I was devastated. I know I was naive, but I was left high and dry. It’s a miracle I didn’t go under.
‘I couldn’t afford £10,000 but I scraped together £5,000 on the assurance that the investment was imminent and I would get it back.’
Gresham’s interest appeared genuine. Executives visited Elizabeth’s studio several times, and on their instruction she put together detailed plans of how Art Of Being could grow from a struggling couture studio to a commercial brand. At every turn, her ideas were met with great enthusiasm.
In emails from Gresham, Andersen went as far as expressing his desire for her to make ‘business clothes’ as part of her first ready-to-wear collection.
However, no investment appeared and by September, Elizabeth was in desperate need of funds.
‘Borge wanted me to write to the bank authorising them to have control over the Art Of Being account because they would arrange to have funds put into it,’ she says.
‘I arranged a meeting with the bank manager for me, Peter and Borge.
‘It transpired they were asking the bank to extend a loan to me and offering to act as guarantors and to become joint signaturees on the account.

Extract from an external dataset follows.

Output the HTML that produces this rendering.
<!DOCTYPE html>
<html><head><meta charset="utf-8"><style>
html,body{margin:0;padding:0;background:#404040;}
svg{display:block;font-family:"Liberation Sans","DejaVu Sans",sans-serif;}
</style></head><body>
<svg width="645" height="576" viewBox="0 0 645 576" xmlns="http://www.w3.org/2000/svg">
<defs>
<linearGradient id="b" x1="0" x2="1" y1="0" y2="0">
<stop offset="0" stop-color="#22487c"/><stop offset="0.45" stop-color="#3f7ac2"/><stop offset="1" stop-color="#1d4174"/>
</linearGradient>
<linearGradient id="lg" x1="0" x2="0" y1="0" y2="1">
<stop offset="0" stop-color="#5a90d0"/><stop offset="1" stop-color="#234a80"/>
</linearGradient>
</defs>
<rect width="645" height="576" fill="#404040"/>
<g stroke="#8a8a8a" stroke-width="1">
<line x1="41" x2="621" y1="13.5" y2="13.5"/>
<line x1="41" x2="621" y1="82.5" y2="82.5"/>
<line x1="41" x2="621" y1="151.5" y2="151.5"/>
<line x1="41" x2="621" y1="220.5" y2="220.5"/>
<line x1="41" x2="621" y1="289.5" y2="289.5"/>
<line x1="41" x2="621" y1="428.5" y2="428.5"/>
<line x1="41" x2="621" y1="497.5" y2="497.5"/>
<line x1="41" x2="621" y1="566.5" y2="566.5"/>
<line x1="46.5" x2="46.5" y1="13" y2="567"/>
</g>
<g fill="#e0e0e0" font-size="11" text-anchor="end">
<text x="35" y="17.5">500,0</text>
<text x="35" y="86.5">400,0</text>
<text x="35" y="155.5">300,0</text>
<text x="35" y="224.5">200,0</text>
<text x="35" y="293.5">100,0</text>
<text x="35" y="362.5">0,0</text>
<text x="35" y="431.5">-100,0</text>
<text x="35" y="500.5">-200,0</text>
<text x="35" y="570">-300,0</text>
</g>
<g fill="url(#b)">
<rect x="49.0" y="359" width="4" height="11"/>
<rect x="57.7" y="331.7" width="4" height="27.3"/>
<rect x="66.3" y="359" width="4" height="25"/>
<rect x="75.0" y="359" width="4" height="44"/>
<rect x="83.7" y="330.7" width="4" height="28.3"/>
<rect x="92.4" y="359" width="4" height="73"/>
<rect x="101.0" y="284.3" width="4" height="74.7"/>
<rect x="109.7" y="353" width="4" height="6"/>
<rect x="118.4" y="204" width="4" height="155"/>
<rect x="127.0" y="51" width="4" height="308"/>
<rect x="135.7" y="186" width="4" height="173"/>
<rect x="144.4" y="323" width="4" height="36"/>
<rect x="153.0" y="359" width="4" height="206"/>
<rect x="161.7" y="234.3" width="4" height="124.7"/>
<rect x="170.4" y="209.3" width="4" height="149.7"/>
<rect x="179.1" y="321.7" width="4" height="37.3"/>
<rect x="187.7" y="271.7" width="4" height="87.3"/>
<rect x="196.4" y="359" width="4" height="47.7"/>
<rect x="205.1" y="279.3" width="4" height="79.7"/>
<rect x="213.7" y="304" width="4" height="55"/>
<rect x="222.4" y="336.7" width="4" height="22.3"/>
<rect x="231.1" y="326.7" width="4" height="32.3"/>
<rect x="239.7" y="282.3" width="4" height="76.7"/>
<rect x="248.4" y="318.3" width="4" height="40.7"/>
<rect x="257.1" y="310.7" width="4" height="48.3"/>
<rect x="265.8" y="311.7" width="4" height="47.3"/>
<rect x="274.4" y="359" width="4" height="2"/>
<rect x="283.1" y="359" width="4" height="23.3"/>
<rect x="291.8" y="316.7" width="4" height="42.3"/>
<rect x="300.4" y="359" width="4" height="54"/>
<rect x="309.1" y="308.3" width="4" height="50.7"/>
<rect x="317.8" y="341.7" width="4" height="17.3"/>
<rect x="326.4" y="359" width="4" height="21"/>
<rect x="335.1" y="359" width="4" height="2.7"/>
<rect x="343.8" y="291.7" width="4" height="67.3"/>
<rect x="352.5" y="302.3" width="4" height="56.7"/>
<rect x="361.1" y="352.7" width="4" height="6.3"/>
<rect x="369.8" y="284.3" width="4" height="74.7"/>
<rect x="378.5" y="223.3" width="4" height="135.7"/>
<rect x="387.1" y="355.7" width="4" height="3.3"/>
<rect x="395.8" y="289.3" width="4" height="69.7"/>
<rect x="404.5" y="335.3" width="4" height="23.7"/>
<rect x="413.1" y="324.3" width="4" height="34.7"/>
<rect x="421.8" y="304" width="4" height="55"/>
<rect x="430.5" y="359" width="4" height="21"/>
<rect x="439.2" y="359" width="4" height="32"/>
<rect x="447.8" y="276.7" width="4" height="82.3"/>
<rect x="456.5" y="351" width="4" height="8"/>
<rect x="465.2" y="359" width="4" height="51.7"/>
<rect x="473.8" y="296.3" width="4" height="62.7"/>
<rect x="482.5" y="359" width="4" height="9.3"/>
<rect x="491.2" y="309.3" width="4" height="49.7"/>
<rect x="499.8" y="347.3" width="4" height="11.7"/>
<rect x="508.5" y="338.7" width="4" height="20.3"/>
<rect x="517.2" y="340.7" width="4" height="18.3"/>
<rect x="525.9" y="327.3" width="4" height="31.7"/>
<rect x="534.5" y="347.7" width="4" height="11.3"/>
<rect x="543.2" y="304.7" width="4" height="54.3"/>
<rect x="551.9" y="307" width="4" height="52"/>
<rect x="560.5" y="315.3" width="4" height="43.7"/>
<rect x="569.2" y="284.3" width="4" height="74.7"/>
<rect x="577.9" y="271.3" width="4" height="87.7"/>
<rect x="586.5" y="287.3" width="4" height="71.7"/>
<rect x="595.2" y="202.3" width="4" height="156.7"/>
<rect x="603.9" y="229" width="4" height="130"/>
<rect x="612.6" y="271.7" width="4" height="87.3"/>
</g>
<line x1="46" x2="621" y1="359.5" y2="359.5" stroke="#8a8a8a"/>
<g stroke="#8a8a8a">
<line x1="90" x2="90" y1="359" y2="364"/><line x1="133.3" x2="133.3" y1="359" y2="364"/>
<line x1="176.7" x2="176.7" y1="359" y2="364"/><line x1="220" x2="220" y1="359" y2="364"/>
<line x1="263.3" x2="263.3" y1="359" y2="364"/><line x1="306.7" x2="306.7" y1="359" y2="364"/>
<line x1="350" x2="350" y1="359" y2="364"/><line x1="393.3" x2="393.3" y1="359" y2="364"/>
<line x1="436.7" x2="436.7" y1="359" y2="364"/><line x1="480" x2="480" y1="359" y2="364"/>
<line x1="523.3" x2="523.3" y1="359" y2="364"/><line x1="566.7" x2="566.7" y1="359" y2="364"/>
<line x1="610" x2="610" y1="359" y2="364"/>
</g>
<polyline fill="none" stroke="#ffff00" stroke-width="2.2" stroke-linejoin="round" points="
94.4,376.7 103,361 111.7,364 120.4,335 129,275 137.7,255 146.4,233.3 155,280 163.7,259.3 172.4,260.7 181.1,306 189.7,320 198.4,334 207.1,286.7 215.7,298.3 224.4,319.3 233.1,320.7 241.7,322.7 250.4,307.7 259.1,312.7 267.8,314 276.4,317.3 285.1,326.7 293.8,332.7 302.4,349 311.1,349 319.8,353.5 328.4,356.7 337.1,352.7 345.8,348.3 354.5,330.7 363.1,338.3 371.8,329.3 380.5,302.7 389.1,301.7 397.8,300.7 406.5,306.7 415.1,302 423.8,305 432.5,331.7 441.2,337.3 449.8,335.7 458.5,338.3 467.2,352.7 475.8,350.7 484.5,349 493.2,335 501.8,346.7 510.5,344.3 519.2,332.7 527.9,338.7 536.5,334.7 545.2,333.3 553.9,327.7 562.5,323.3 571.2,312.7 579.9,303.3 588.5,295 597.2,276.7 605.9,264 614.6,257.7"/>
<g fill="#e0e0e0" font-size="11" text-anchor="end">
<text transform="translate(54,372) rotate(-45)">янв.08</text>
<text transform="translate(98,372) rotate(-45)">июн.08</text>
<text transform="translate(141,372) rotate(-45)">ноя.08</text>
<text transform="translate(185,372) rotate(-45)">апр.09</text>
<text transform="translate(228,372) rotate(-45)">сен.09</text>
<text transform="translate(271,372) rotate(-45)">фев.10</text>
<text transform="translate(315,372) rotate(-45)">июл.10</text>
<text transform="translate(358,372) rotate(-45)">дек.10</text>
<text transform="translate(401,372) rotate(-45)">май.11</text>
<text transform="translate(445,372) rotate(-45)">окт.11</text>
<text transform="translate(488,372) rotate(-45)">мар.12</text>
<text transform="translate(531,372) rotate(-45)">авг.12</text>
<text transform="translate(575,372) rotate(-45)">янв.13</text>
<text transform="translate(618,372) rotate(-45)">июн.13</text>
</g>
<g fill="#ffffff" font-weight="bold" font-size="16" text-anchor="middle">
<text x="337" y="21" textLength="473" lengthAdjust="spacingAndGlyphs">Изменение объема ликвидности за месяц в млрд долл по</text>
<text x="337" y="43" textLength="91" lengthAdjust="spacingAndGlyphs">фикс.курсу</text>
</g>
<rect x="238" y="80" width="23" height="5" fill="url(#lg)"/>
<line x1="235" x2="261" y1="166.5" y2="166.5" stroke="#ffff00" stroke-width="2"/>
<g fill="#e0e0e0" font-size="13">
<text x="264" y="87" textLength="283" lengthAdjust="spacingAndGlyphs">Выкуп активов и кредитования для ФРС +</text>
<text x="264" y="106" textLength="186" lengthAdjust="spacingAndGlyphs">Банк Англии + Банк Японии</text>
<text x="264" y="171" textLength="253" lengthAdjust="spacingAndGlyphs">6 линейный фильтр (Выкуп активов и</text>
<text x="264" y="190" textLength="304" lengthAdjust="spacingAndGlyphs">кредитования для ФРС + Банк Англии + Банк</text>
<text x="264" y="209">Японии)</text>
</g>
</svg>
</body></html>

‘The bank manager saw through them and rejected the request.’
Shortly afterwards, Elizabeth received a call from Andersen saying that Davenport would not be putting any money into her account, nor return her £5,000. A few days later, she was told that Davenport would not be investing funds in her company.
‘Edward wouldn’t return my calls and Borge said he couldn’t help,’ she says. ‘I was devastated.
‘I know I was naive, but I was left high and dry. It’s a miracle I didn’t go under.’
Elizabeth added: ‘My loss was small by comparison to many others, but in relative terms it was huge, because it was the last of my savings.
‘I’ve learned that when you’re vulnerable, you attract people who want to take advantage.
‘A lot of people think I’m mad to carry on, but I won’t give up on my business until my last breath because I love making dresses.
‘I have a professional team looking for investment for me and, with the renewed interest created by the Royal Wedding, I’m hoping I will finally find someone trustworthy.’